Japanese farmers began to grow the plant for export, and they became the primary supplier until World War II caused an end to trade between Japan and the United States.
It was soon found that the west coast of the United States in the vicinity of the border between Oregon and Washington provided ideal conditions for growing the bulbs. Today, about 11 million bulbs a year are harvested from a handful of farms, clustered at that border. Ninety-five percent of the bulbs are sold in the United States. While this lily is used for cut flower purposes in Europe (for example), its culture as a potted plant for Easter has not caught on there.

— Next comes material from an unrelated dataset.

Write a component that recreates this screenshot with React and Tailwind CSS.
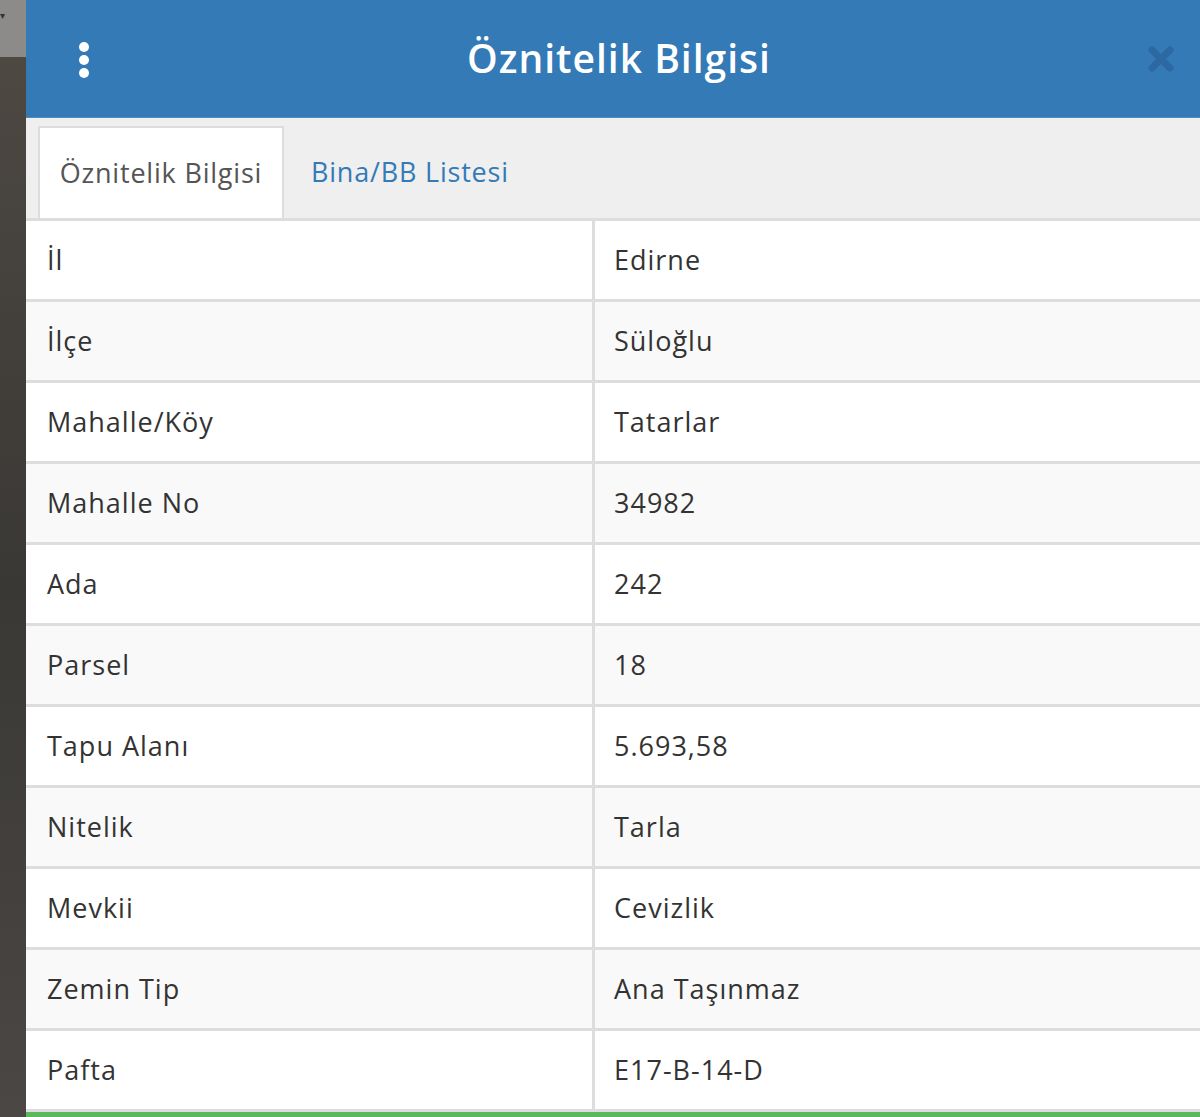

This is odd, as it is an excellent plant, offering beauty with its glistening white, fragrant flowers. And it is predictable in culture. Easter is a movable holiday, occurring at the first Sunday after the first full moon after the spring equinox, and as such, changes from year to year (Western Church calendar). Also, the blooming period is shorter than for poinsettias, so growers need to be on their toes when timing the crop.
Be thee neither too early, nor too late. To monitor the crop, the grower goes to the greenhouse every few days, and literally dissects a lily plant, counting the leaves. Based on the stage of development, the temperature of the greenhouse is raised or lowered to control how fast the leaves (and plant and flowers) are developing.
You art lovers out there know that white lilies have been a symbol of the Virgin Mary for a thousand years, showing up in paintings of the Annunciation, for example. This is actually the Madonna Lily, Lilium candidum. This lily is native to western Asia, and over time was cultivated in the Middle East. It was important as an herbal remedy to the Romans, and was used in ceremonies honoring the goddess Juno.
It is bandied about that it made its way to northern Europe through the auspices of pilgrims returning from Jerusalem, or as booty from the Crusades. It does not lend itself to pot culture (that is, growing in pots for the Easter holiday), but the similar-in-appearance Lilium longiflorum performs just peachy.
While in the house, keep your lily in a comfortably cool room to ensure that the flowers last longer. Water when the soil surface becomes dry to the touch; do not allow the plant to stand in water in a non-draining pot or decorative pot cover. If you want to, you may plant it outside at the end of April in an area of the garden that is sunny or lightly shaded, in a good organic soil. You will probably get flowers the following summer.
Lastly, when the flower opens, the anthers which bear the yellow pollen can stain the flowers. They are easily removed by hand—just grab them and pull gently, the pollen-bearing tops just pop off in your hand. They can also stain clothing, so put them in the trash and wash your hands. Then, go back to your lily, inhale the intense fragrance, and be assured that spring is just around the corner.